Before paying meaningful money, buyers should usually be clear on:
- whether the mortgage route is realistically viable
- what documentation still needs to be reviewed
- what the lender still needs to confirm
- whether the property itself still needs to clear major hurdles
- what the reservation or contract says happens if the mortgage does not proceed
- whether the deal still works if the valuation is lower than expected
If you do not understand those points yet, you are not ready to behave as if the mortgage is safely in place.
Where a broker fits in
If you need a mortgage in Tenerife, proper broker advice can be valuable. Not because the broker can magically remove every risk, but because a good broker can help you understand what is realistic, what documents are needed, how the lender process works, and where your case may need more care.
We do not broker mortgage applications. The purpose of this page is not to turn us into the finance arm of your purchase.

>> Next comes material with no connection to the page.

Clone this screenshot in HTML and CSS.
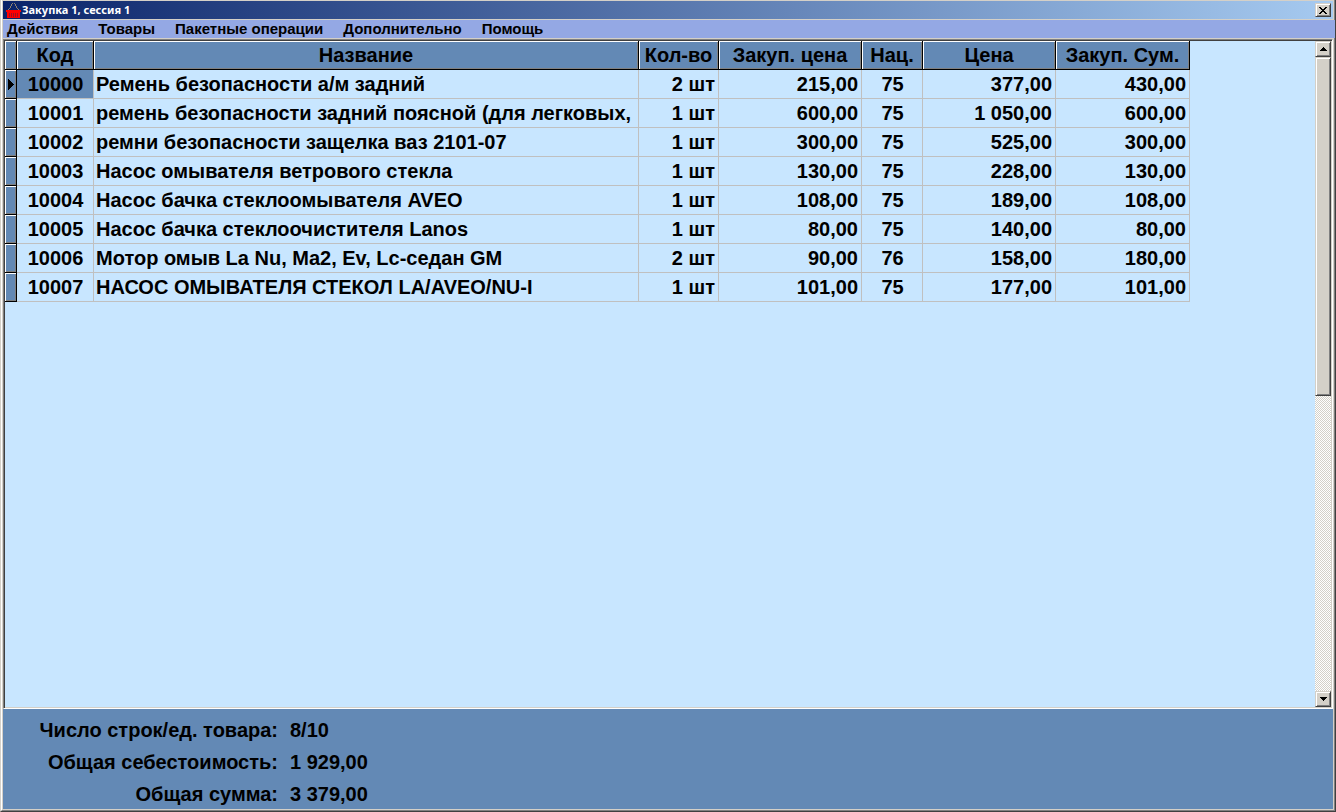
FILE: index.html
```
<!DOCTYPE html>
<html lang="ru">
<head>
    <meta charset="UTF-8">
    <meta name="viewport" content="width=device-width, initial-scale=1.0">
    <title>Закупка 1, сессия 1</title>
    <link rel="stylesheet" href="styles.css">
</head>
<body>

    <div class="window">
        <header class="titlebar">
            <svg class="logo" width="16" height="16" viewBox="0 0 16 16" shape-rendering="crispEdges">
                <path d="M6 1h1v1H6zM8 1h1v1H8zM5 2h1v2H5zM9 2h1v2H9zM4 4h1v2H4zM10 4h1v2h-1zM3 6h1v1H3zM11 6h1v1h-1zM2 7h1v1H2zM12 7h1v1h-1z" fill="#8c8070"/>
                <path d="M0 8h15v2h-1v6H1v-6H0z" fill="#f00"/>
                <path d="M3 11h1v4H3zM5 11h1v4H5zM7 11h1v4H7zM9 11h1v4H9zM11 11h1v4h-1z" fill="#a01020"/>
            </svg>
            <h1>Закупка 1, сессия 1</h1>
            <button type="button" class="close" aria-label="Закрыть">
                <svg width="8" height="7" viewBox="0 0 8 7" shape-rendering="crispEdges">
                    <path d="M0 0h2v1h1v1h2V1h1V0h2v1H7v1H6v1H5v1h1v1h1v1h1v1H6V6H5V5H3v1H2v1H0V6h1V5h1V4h1V3H2V2H1V1H0z"/>
                </svg>
            </button>
        </header>

        <nav class="menu">
            <button type="button">Действия</button>
            <button type="button">Товары</button>
            <button type="button">Пакетные операции</button>
            <button type="button">Дополнительно</button>
            <button type="button">Помощь</button>
        </nav>

        <main class="grid">
            <div class="grid-body">
                <table>
                    <colgroup>
                        <col class="c-mark"><col class="c-code"><col class="c-name"><col class="c-qty">
                        <col class="c-buy"><col class="c-markup"><col class="c-price"><col class="c-sum">
                    </colgroup>
                    <thead>
                        <tr>
                            <th></th>
                            <th>Код</th>
                            <th>Название</th>
                            <th>Кол-во</th>
                            <th>Закуп. цена</th>
                            <th>Нац.</th>
                            <th>Цена</th>
                            <th>Закуп. Сум.</th>
                        </tr>
                    </thead>
                    <tbody>
                        <tr class="current"><th><svg width="6" height="11" viewBox="0 0 6 11" shape-rendering="crispEdges"><path d="M0 0h1v1h1v1h1v1h1v1h1v1h1v1H5v1H4v1H3v1H2v1H1v1H0z"/></svg></th><td class="mid">10000</td><td>Ремень безопасности а/м задний</td><td class="num">2 шт</td><td class="num">215,00</td><td class="mid">75</td><td class="num">377,00</td><td class="num">430,00</td></tr>
                        <tr><th></th><td class="mid">10001</td><td>ремень безопасности задний поясной (для легковых,</td><td class="num">1 шт</td><td class="num">600,00</td><td class="mid">75</td><td class="num">1 050,00</td><td class="num">600,00</td></tr>
                        <tr><th></th><td class="mid">10002</td><td>ремни безопасности защелка ваз 2101-07</td><td class="num">1 шт</td><td class="num">300,00</td><td class="mid">75</td><td class="num">525,00</td><td class="num">300,00</td></tr>
                        <tr><th></th><td class="mid">10003</td><td>Насос омывателя ветрового стекла</td><td class="num">1 шт</td><td class="num">130,00</td><td class="mid">75</td><td class="num">228,00</td><td class="num">130,00</td></tr>
                        <tr><th></th><td class="mid">10004</td><td>Насос бачка стеклоомывателя AVEO</td><td class="num">1 шт</td><td class="num">108,00</td><td class="mid">75</td><td class="num">189,00</td><td class="num">108,00</td></tr>
                        <tr><th></th><td class="mid">10005</td><td>Насос бачка стеклоочистителя Lanos</td><td class="num">1 шт</td><td class="num">80,00</td><td class="mid">75</td><td class="num">140,00</td><td class="num">80,00</td></tr>
                        <tr><th></th><td class="mid">10006</td><td>Мотор омыв La Nu, Ma2, Ev, Lc-седан GM</td><td class="num">2 шт</td><td class="num">90,00</td><td class="mid">76</td><td class="num">158,00</td><td class="num">180,00</td></tr>
                        <tr><th></th><td class="mid">10007</td><td>НАСОС ОМЫВАТЕЛЯ СТЕКОЛ LA/AVEO/NU-I</td><td class="num">1 шт</td><td class="num">101,00</td><td class="mid">75</td><td class="num">177,00</td><td class="num">101,00</td></tr>
                    </tbody>
                </table>
            </div>
            <div class="scrollbar">
                <button type="button" aria-label="Вверх">
                    <svg width="7" height="4" viewBox="0 0 7 4" shape-rendering="crispEdges"><path d="M3 0h1v1h1v1h1v1h1v1H0V3h1V2h1V1h1z"/></svg>
                </button>
                <div class="thumb"></div>
                <div class="track"></div>
                <button type="button" aria-label="Вниз">
                    <svg width="7" height="4" viewBox="0 0 7 4" shape-rendering="crispEdges"><path d="M0 0h7v1H6v1H5v1H4v1H3V3H2V2H1V1H0z"/></svg>
                </button>
            </div>
        </main>

        <footer>
            <dl class="totals">
                <dt>Число строк/ед. товара:</dt><dd>8/10</dd>
                <dt>Общая себестоимость:</dt><dd>1 929,00</dd>
                <dt>Общая сумма:</dt><dd>3 379,00</dd>
            </dl>
        </footer>
    </div>

</body>
</html>
```
FILE: styles.css
```
* {
    box-sizing: border-box;
}
body {
    margin: 0;
    height: 100vh;
    border: 1px solid;
    border-color: #d4d0c8 #404040 #404040 #d4d0c8;
    border-top: none;
    font: bold 20px/28px "Liberation Sans", Arial, sans-serif;
    color: #000;
}
button {
    font: inherit;
    color: inherit;
    margin: 0;
    padding: 0;
    border: none;
}
svg {
    display: block;
}
.window {
    display: flex;
    flex-direction: column;
    height: 100%;
    padding: 1px;
    border: 1px solid;
    border-color: #fff #808080 #808080 #fff;
    border-top: none;
    background: #d4d0c8;
}

/* title */
.titlebar {
    display: flex;
    align-items: center;
    height: 18px;
    padding: 0 2px 0 3px;
    background: linear-gradient(to right, #0a246a, #a6caf0);
}
.titlebar h1 {
    flex: 1;
    margin: 0;
    font: bold 11px/18px "Noto Sans", Tahoma, sans-serif;
    color: #fff;
}
.close,
.scrollbar button,
.thumb {
    background: #d4d0c8;
    border: 1px solid;
    border-color: #d4d0c8 #404040 #404040 #d4d0c8;
    box-shadow: inset 1px 1px #fff, inset -1px -1px #808080;
}
.close {
    display: grid;
    place-items: center;
    width: 16px;
    height: 14px;
}

/* menu */
.menu {
    display: flex;
    gap: 20px;
    height: 18px;
    margin: 1px -3px 1px 0;
    padding-left: 4px;
    background: #94a8e4;
    position: relative;
}
.menu button {
    background: none;
    font-size: 15px;
    line-height: 18px;
    white-space: nowrap;
}

/* goods */
.grid {
    flex: 1;
    display: flex;
    min-height: 0;
    padding: 1px;
    border: 1px solid;
    border-color: #808080 #fff #fff #808080;
    box-shadow: inset 1px 1px #404040, inset -1px -1px #d4d0c8;
    background: #c8e6ff;
}
.grid-body {
    flex: 1;
    min-width: 0;
    overflow: hidden;
}
table {
    width: 1185px;
    table-layout: fixed;
    border-collapse: separate;
    border-spacing: 0;
}
.c-mark { width: 12px; }
.c-code { width: 77px; }
.c-name { width: 545px; }
.c-qty { width: 80px; }
.c-buy { width: 143px; }
.c-markup { width: 61px; }
.c-price { width: 133px; }
.c-sum { width: 134px; }
th,
td {
    height: 29px;
    padding: 0 3px 0 2px;
    border-right: 1px solid #c0c0c0;
    border-bottom: 1px solid #c0c0c0;
    text-align: left;
    white-space: nowrap;
    overflow: hidden;
}
th {
    padding: 0;
    border-color: #000;
    background: #6389b5;
    box-shadow: inset 1px 1px #fff, inset -1px -1px #808080;
    text-align: center;
}
tbody th {
    padding-left: 3px;
}
.mid {
    padding: 0 2px 0 3px;
    text-align: center;
}
.num {
    text-align: right;
}
.current .mid:nth-child(2) {
    background: #6389b5;
}

/* scroll */
.scrollbar {
    display: flex;
    flex-direction: column;
    width: 16px;
}
.scrollbar button {
    display: grid;
    place-items: center;
    height: 16px;
}
.thumb {
    flex: 8;
}
.track {
    flex: 7;
    background: repeating-conic-gradient(#d4d0c8 0 25%, #fff 0 50%) 0 0 / 2px 2px;
}

/* totals */
footer {
    padding-top: 6px;
    background: #6389b5;
}
.totals {
    display: grid;
    grid-template-columns: 275px 1fr;
    gap: 2px 12px;
    margin: 0;
    line-height: 30px;
}
.totals dt {
    text-align: right;
}
.totals dd {
    margin: 0;
}
```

The purpose is to make sure buyers understand the risk properly, especially around timing, deposit exposure, and the gap between early optimism and real lending certainty. If you need a mortgage, speak to a properly qualified broker early.
Cash buyer vs mortgage buyer, what changes?
A cash buyer and a mortgage buyer may both like the same property, but they are not in the same transaction position.
A mortgage buyer carries an extra layer of conditionality. That means more timing sensitivity, more documentation, more dependency on third parties, and often more exposure if the buyer does not properly understand the deposit structure.
This is exactly why mortgage buyers need to be more careful, not less, as the transaction starts to move.
The practical takeaway
Needing a mortgage does not make buying in Tenerife impossible. But it does mean you need to be more disciplined than buyers often realise.
The mistake is not needing finance. The mistake is acting as if finance is secure before the lender, the valuation, and the contract structure have all been understood properly.
Better to lose a property than lose a large deposit because the mortgage side was treated too casually.